The hemicycle agreed to fast-track a €1.2 billion emergency package of financial assistance for Kyiv with 598 votes in favour. A final vote is expected later this week in Strasbourg.

The European Commission wants to send Ukraine €600 million as soon as possible, in the form of long-term loans with favourable conditions, to mitigate the disruption caused by the border standoff with Russia. Member states have already backed the proposal.

But the final tally revealed cracks on the consensus: 53 MEPs voted against the financial aid while 43 lawmakers chose to abstain.

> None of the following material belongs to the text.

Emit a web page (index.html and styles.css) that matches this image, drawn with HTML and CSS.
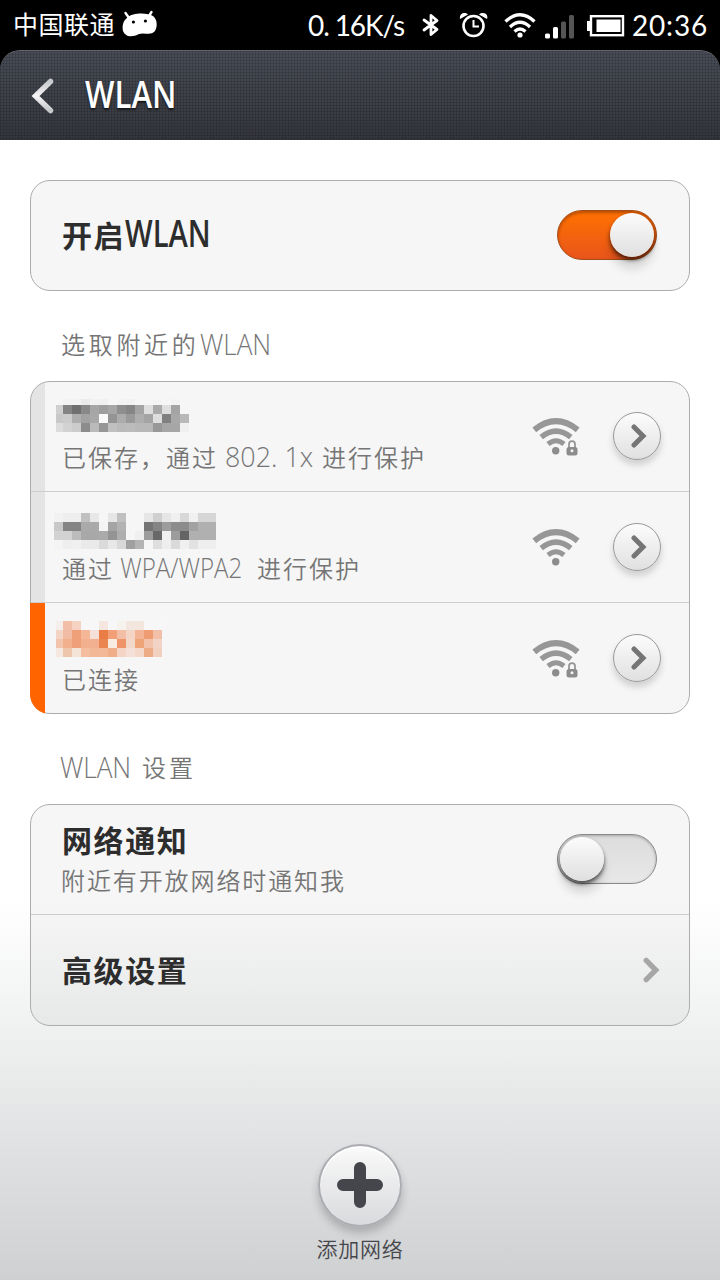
FILE: index.html
```html
<!DOCTYPE html>
<html lang="zh-CN">
<head>
<meta charset="utf-8">
<title>WLAN</title>
<link rel="stylesheet" href="styles.css">
</head>
<body>
<svg class="defs" width="0" height="0">
  <defs>
    <linearGradient id="backFill" x1="0" y1="0" x2="0" y2="1"><stop offset="0" stop-color="#c8c9cc"/><stop offset=".5" stop-color="#f4f4f5"/><stop offset="1" stop-color="#c6c7ca"/></linearGradient>
    <symbol id="wifi" viewBox="0 0 48 37">
      <g fill="none" stroke="#979797">
        <path stroke-width="6" d="M2.3 11.8Q24-5.5 45.7 11.8"/>
        <path stroke-width="5.5" d="M9.2 19.2Q24 7.2 38.8 19.2"/>
        <path stroke-width="5" d="M16 26Q24 19.5 32 26"/>
      </g>
      <circle cx="23.7" cy="32.8" r="3.7" fill="#8c8c8c"/>
    </symbol>
    <symbol id="lock" viewBox="0 0 12 16">
      <path d="M3 8V4.2a3 3 0 0 1 6 0V8" fill="none" stroke="#969696" stroke-width="1.8"/>
      <rect x=".5" y="7" width="11" height="8.5" rx="2.500" fill="#8c8c8c"/>
      <circle cx="6" cy="10.8" r="1.5" fill="#f4f4f4"/>
    </symbol>
    <symbol id="chevron" viewBox="0 0 16 24"><path d="M3 3 12 12 3 21" fill="none" stroke="currentColor" stroke-width="5" stroke-linecap="round"/></symbol>
  </defs>
</svg>

<header class="top">
  <div class="status">
    <span class="carrier">中国联通</span>
    <svg class="android" width="36" height="28" viewBox="0 0 36 28"><path d="M7 8 3.500 3M27 6 29.500 2" stroke="#fff" stroke-width="2.4" stroke-linecap="round"/><path d="M5 8C11 2 26 3 31 6 35 9 36 16 33 21 29 26 22 22 17 24 11 27 4 28 1 21 0 16 1 11 5 8Z" fill="#fff"/><circle cx="11.4" cy="12" r="1.6"/><circle cx="23.4" cy="11" r="1.6"/></svg>
    <span class="speed">0. 16K/s</span>
    <svg class="bt" width="18" height="26" viewBox="0 0 18 26"><path d="M2 8 15 17.5 9 22.500V3.500L15 8.500 2 18" fill="none" stroke="#fff" stroke-width="2.8" stroke-linejoin="round" stroke-linecap="round"/></svg>
    <svg class="alarm" width="30" height="26" viewBox="0 0 30 26"><g fill="none" stroke="#fff"><circle cx="14.5" cy="14" r="10" stroke-width="2.6"/><path d="M14.5 8V14.5H20" stroke-width="2"/></g><path d="M1 7C0 2 5-1 9 2.5ZM20 2.500C24-1 30 2 28 7Z" fill="#fff"/></svg>
    <svg class="swifi" width="32" height="25" viewBox="0 0 32 25"><g fill="none" stroke="#fff" stroke-width="3.3"><path d="M1.5 8.500Q16-4.8 30.5 8.500"/><path d="M6 14Q16 4.5 26 14"/><path d="M10.5 18.500Q16 13.500 21.5 18.500"/></g><circle cx="16" cy="22" r="2.6" fill="#fff"/></svg>
    <svg class="signal" width="30" height="24" viewBox="0 0 30 24"><rect y="18.500" width="5" height="5" rx="1.500" fill="#fff"/><rect x="8" y="12" width="5" height="11.500" rx="1.500" fill="#fff"/><rect x="16" y="6.500" width="5" height="17" rx="1.500" fill="#555"/><rect x="24" width="5" height="23.500" rx="1.500" fill="#555"/></svg>
    <svg class="battery" width="38" height="22" viewBox="0 0 38 22"><rect x="4" y="1.200" width="32" height="19" fill="none" stroke="#fff" stroke-width="2.400"/><path d="M0 6h3v10H0zM9.500 4.500h24v12.500h-24z" fill="#fff"/></svg>
    <span class="time">20:36</span>
  </div>
  <div class="titlebar">
    <svg width="24" height="38" viewBox="0 0 24 38"><path d="M19.500 4.500 4.500 19 19.500 33.500" fill="none" stroke="url(#backFill)" stroke-width="5.500" stroke-linecap="round"/></svg>
    <h1 class="latin">WLAN</h1>
  </div>
</header>

<main>
  <section class="card">
    <div class="row enable">
      <div class="name">开启<span class="latin">WLAN</span></div>
      <div class="switch on"><i class="knob"></i></div>
    </div>
  </section>

  <h2 class="wide">选取附近的<span class="latin">WLAN</span></h2>

  <section class="card networks">
    <div class="row first">
      <div class="info"><svg class="ssid" id="ssid-1" width="162" height="36"></svg>
        <p>已保存，通过<span class="latin digits"> 802. 1x </span>进行保护</p></div>
      <div class="wifi"><svg width="48" height="37"><use href="#wifi"/></svg><svg class="lock" width="12" height="16"><use href="#lock"/></svg></div>
      <div class="round"><svg width="16" height="24"><use href="#chevron"/></svg></div>
    </div>
    <div class="row second">
      <div class="info"><svg class="ssid" id="ssid-2" width="162" height="36"></svg>
        <p>通过<span class="latin wpa"> WPA/WPA2 </span>进行保护</p></div>
      <div class="wifi"><svg width="48" height="37"><use href="#wifi"/></svg></div>
      <div class="round"><svg width="16" height="24"><use href="#chevron"/></svg></div>
    </div>
    <div class="row active">
      <div class="info"><svg class="ssid" id="ssid-3" width="162" height="36"></svg>
        <p>已连接</p></div>
      <div class="wifi"><svg width="48" height="37"><use href="#wifi"/></svg><svg class="lock" width="12" height="16"><use href="#lock"/></svg></div>
      <div class="round"><svg width="16" height="24"><use href="#chevron"/></svg></div>
    </div>
  </section>

  <h2 class="settings-title"><span class="latin">WLAN</span>设置</h2>

  <section class="card settings">
    <div class="row">
      <div class="info"><div class="name">网络通知</div><p>附近有开放网络时通知我</p></div>
      <div class="switch"><i class="knob"></i></div>
    </div>
    <div class="row">
      <div class="name">高级设置</div>
      <svg class="more" width="17" height="26" viewBox="0 0 16 24"><use href="#chevron"/></svg>
    </div>
  </section>
</main>

<footer>
  <div class="add"><svg width="46" height="46" viewBox="0 0 46 46"><path d="M23 6V40M6 23H40" stroke="#45464b" stroke-width="12" stroke-linecap="round"/></svg></div>
  <span>添加网络</span>
</footer>
<script src="mosaic.js"></script>
</body>
</html>
```
FILE: styles.css
```css
* { box-sizing: border-box; margin: 0; padding: 0; }
body {
  width: 720px; height: 1280px; overflow: hidden;
  display: flex; flex-direction: column;
  font-family: "Noto Sans CJK SC", sans-serif; font-weight: 350;
  color: #757575;
  background: linear-gradient(#fff 0, #fff 900px, #f0f2f1 1025px, #e1e2e3 1140px, #cfd0d2 1280px);
}
svg { display: block; flex: none; }
.defs { position: absolute; }
/* Condensed Latin: the box has the condensed width, the glyphs are scaled into it. */
.latin { display: inline-block; font-family: "Open Sans", sans-serif; font-weight: 350; white-space: pre; transform-origin: 0 50%; }

.top { background: #000; height: 140px; color: #fff; }
.status { height: 50px; padding-left: 13px; display: flex; align-items: center; white-space: pre; }
.carrier { font-size: 25px; letter-spacing: .5px; width: 109px; font-weight: 400; line-height: 46px; padding-bottom: 4px; }
.android { margin-top: -3px; }
.speed, .time { font-family: Lato, sans-serif; font-size: 28px; font-weight: 400; line-height: 50px; }
.speed { margin-left: 150px; width: 113px; letter-spacing: -1.1px; }
.bt { margin-left: 1px; }
.alarm { margin-left: 19px; }
.swifi { margin-left: 15px; }
.signal { margin-left: 9px; margin-top: 3px; }
.battery { margin-left: 12px; margin-top: 2px; }
.time { margin-left: 7px; letter-spacing: .8px; }

.titlebar {
  height: 90px; border-radius: 20px 20px 0 0; padding-left: 31px;
  display: flex; align-items: center; gap: 30px;
  border-top: 1px solid #62656c;
  background:
    repeating-linear-gradient(90deg, rgba(0,0,0,.13) 0 1px, transparent 1px 3px),
    repeating-linear-gradient(rgba(0,0,0,.13) 0 1px, transparent 1px 3px),
    linear-gradient(#484c56, #34363c);
}
h1.latin { font-size: 38px; line-height: 82px; height: 88px; font-weight: 600; transform: scaleX(.82); text-shadow: 0 2px 2px #17181b; }

main { padding: 40px 30px 0; }
.card { border: 1px solid #adadad; border-radius: 20px; background: rgba(0,0,0,.035); }
.row { height: 111px; display: flex; align-items: center; padding-left: 31px; padding-right: 32px; }
.row + .row { border-top: 1px solid #cdcdcd; }
.row p { font-size: 24px; line-height: 34px; height: 34px; letter-spacing: 2px; white-space: nowrap; }
.info, .name { flex: 1; }
.name { color: #2d2d2d; font-size: 30px; line-height: 42px; padding-bottom: 3px; letter-spacing: 1.600px; font-weight: 700; white-space: nowrap; }
.enable { height: 109px; }
.enable .name { height: 48px; }
.enable .latin { font-size: 37px; line-height: 42px; width: 86px; letter-spacing: 0; font-weight: 600; transform: scaleX(.79); }
h2 { font-size: 24px; font-weight: 350; padding-left: 31px; display: flex; align-items: center; height: 90px; padding-top: 15px; }
h2 .latin { font-size: 29px; letter-spacing: 0; transform: scaleX(.9); }
h2.wide { letter-spacing: 3.7px; }
h2.settings-title { letter-spacing: 3px; }
.settings-title .latin { width: 82px; margin-left: -1px; }

.networks .row { padding-right: 28px; background: linear-gradient(90deg, rgba(0,0,0,.075) 14px, transparent 14px); }
.networks .first { height: 109px; border-radius: 19px 0 0 0; }
.networks .second { height: 112px; border-bottom: 1px solid #cdcdcd; }
.networks .active {
  height: 111px; margin-left: -1px; margin-bottom: -1px; padding-left: 32px; padding-bottom: 1px;
  border-top: 0; border-radius: 0 0 0 20px;
  background: linear-gradient(90deg, #ff6400 15px, transparent 15px);
}
.networks .info { align-self: flex-start; }
.ssid { margin-left: -8px; }
.first .ssid { margin-top: 14px; }
.second .ssid { margin-top: 21px; }
.active .ssid { margin-top: 18px; }
.first p { margin-top: 8px; }
.second p { margin-top: 2px; }
.active p { margin-top: 5px; }
.digits, .wpa { font-size: 28px; line-height: 20px; letter-spacing: 0; }
.digits { width: 104px; transform: scaleX(.96); }
.wpa { width: 143px; transform: scaleX(.86); }
.wifi { width: 48px; height: 37px; margin-right: 33px; position: relative; }
.lock { position: absolute; left: 34px; top: 22px; }
.first .round { margin-top: -1px; }
.round {
  width: 48px; height: 48px; border: 1px solid #999; border-radius: 50%; color: #757575;
  display: flex; align-items: center; justify-content: center; padding-left: 4px;
  background: linear-gradient(#fcfcfc, #e0e0e0); box-shadow: 0 5px 7px rgba(0,0,0,.16);
}

.switch {
  width: 100px; height: 50px; border-radius: 25px; padding: 3px; display: flex; margin-top: -2px;
  border: 1px solid #8b8987; background: linear-gradient(#dcdcdc, #e8e8e8);
  box-shadow: inset 0 1px 3px rgba(0,0,0,.25);
}
.switch.on { justify-content: flex-end; border-color: #a64e18; background: linear-gradient(#ff7200, #e8551c); box-shadow: inset 0 2px 3px rgba(100,30,0,.45); }
.knob { width: 44px; height: 44px; margin-top: -1px; margin-left: -1px; border-radius: 50%; background: linear-gradient(#fcfcfc, #dfdfdf); box-shadow: 0 3px 4px rgba(0,0,0,.65), 0 12px 10px rgba(0,0,0,.13); }
.on .knob { margin-right: -1px; }
.settings .row:first-child { height: 109px; }
.settings .info .name { margin-top: -4px; }
.settings .info p { margin-left: -1px; letter-spacing: 1.9px; }
.more { color: #a6a6a6; margin-right: -3px; }

footer { margin-top: 118px; display: flex; flex-direction: column; align-items: center; color: #45464b; }
.add {
  width: 84px; height: 83px; border-radius: 50%; border: 2px solid #abadb2;
  display: flex; align-items: center; justify-content: center; padding-bottom: 1px;
  background: linear-gradient(#fafafa, #d9dadd); box-shadow: inset 0 2px 1px #fff, 0 6px 9px rgba(0,0,0,.2);
}
footer span { font-size: 21px; letter-spacing: .8px; line-height: 30px; margin-top: 6px; }
```
FILE: mosaic.js
```js
// Censored network names: columns are 9px wide, rows 9px tall.
const names = {
  'ssid-1': { x: 2, first: 7, y: 3, rows: [
    'f6 f3 f3 ea f2 f0 f6 f3 f2 f6 f6 f4 f6 f3 f6',
    'd0 84 70 88 a6 9e a6 8e 86 a4 de aa de a4 f6',
    'c8 cc ae a2 a8 fa 94 ac 9a ae a4 de 80 a8 b8',
    'dc d2 cc 8c ba 96 c0 ba bc b8 b8 98 a6 a6 f0'] },
  'ssid-2': { x: 0, first: 9, y: 0, rows: [
    'f2 ee ee c0 e8 f6 e6 c0 f6 f6 e6 d0 e6 f0 d8 f0 d6 d6',
    'c8 84 84 aa aa f4 a4 b2 f6 f6 74 84 9c 8c 8c a2 b0 b0',
    'd2 d2 bc a8 a8 aa 94 ae f6 f0 9c 68 f0 9c 64 b0 b0 b0',
    'f4 ee f0 ea ea da e8 d8 a0 b4 f6 de ee da f0 e2 ee ee'] },
  'ssid-3': { x: 2, first: 7, y: 0, rows: [
    'f6eeea f2bea8 f6d2c2 f7 f7 f5e6e0 f7 f6f2ee f2e6de f2e6de f7 f7',
    'f4d4c4 f2bca4 efa078 f4b898 f4e0d8 ea7c46 f29e76 f2bea6 f4d4c4 f2b494 f09c72 f2c0a8',
    'f2c4ac f2b08c efa07a f2b08e f2b090 ea8450 f8ece2 ee9468 f2d8c8 efa478 f2c2aa f2d4c6',
    'f4e8e0 eec6ac f4e4d8 f4be9e f2b896 f2b898 f0ae88 f4d4c4 f4e0d8 f4d8ca eeac86 f2d0c0'] }
};
for (const [id, m] of Object.entries(names)) {
  const svg = document.getElementById(id);
  m.rows.forEach((row, r) => row.split(' ').forEach((c, i) => {
    const rect = document.createElementNS('http://www.w3.org/2000/svg', 'rect');
    const top = r === 0 ? m.y : r * 9;
    rect.setAttribute('x', i === 0 ? m.x : i * 9);
    rect.setAttribute('y', top);
    rect.setAttribute('width', i === 0 ? m.first : 9);
    rect.setAttribute('height', r * 9 + 9 - top);
    rect.setAttribute('fill', '#' + (c.length === 2 ? c + c + c : c));
    svg.appendChild(rect);
  }));
}
```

"There are different sensitivities [among MEPs] that have to do with the territory, with the country, with the situation as well as with how economic sanctions will affect certain sectors," said Iratxe García, leader of the socialist group (S&D), who added "sanctions will be on the table" in the event of an invasion.

'Time to get out of NATO'

Most of the dissidents on Monday's vote came from the far-right Identity and Democracy (ID) group, which often advocates a softer line on Russia, and The Left, which traditionally espouses a non-aligned position in regard to NATO.

"The tensions are on both sides. Clearly on one hand, Vladimir Putin is doing some sort of provocation when is sending some troops over the border. On the other hand, NATO and the US are doing some provocation when they want to extend NATO to the Russian border," Manon Aubry, a French lawmaker who co-chairs The Left, told Euronews.

"NATO was created at the time of the Cold War, at a time when the situation was completely different at the international level. It's time to get out of NATO," she added.

"It's time for the European Union to be independent."

Aubry believes that a neutrality declaration by Ukraine under the auspices of the United Nations could help resolve the ongoing border standoff, which has seen more than 100,000 Russian troops circle the former Soviet country and increased fears of a bloody, unpredictable conflict.

Putin 'wants Ukraine, not security guarantees'

But for Radosław Sikorski, a Polish MEP from the centre-right European People's Party (EPP), such a statement is not necessary because it would reflect an already existing reality.

"Ukraine is an independent, non-aligned, neutral country and there's no need to change that and there is no need to invade Ukraine for maintaining it," Sikorski told Euronews.

"If President Putin invades Ukraine, that's because he wants Ukraine, not security guarantees."

His comments were echoed by Ska Keller, co-chair of the Greens, who sees Ukraine as a "sovereign country" that must be able to make its "own decisions."

"You shouldn't be afraid of what your neighbour would say when you decide where you want to go," she said.

Moscow has repeatedly denied any intentions to carry out any military incursion, but Western officials have warned in recent days that an attack was imminent. Several countries have asked their diplomatic staff to leave Ukraine while their leaders engage in against-the-clock diplomacy.

On Tuesday, President Putin, speaking next to German Chancellor Olaf Scholz, said he did not want a war and was ready to negotiate. His comments coincided with a partial withdrawal of troops and raised the prospect of de-escalation. But scepticism and doubts over Russia's true intentions remain.

Putin is "not a man who is impressed by appeals to international law," Sikorski noted.


"We need to tell him that if he invades Ukraine, he will have a guerrilla war, which we will assist for 10 years if need be; that we will take his personal money away, hidden away by his cellist, by his cook and by his oligarchs in tax havens in Western banks," he said.

"If he wants to have an arms race, such as the one that bankrupted the Soviet Union, he might just get it."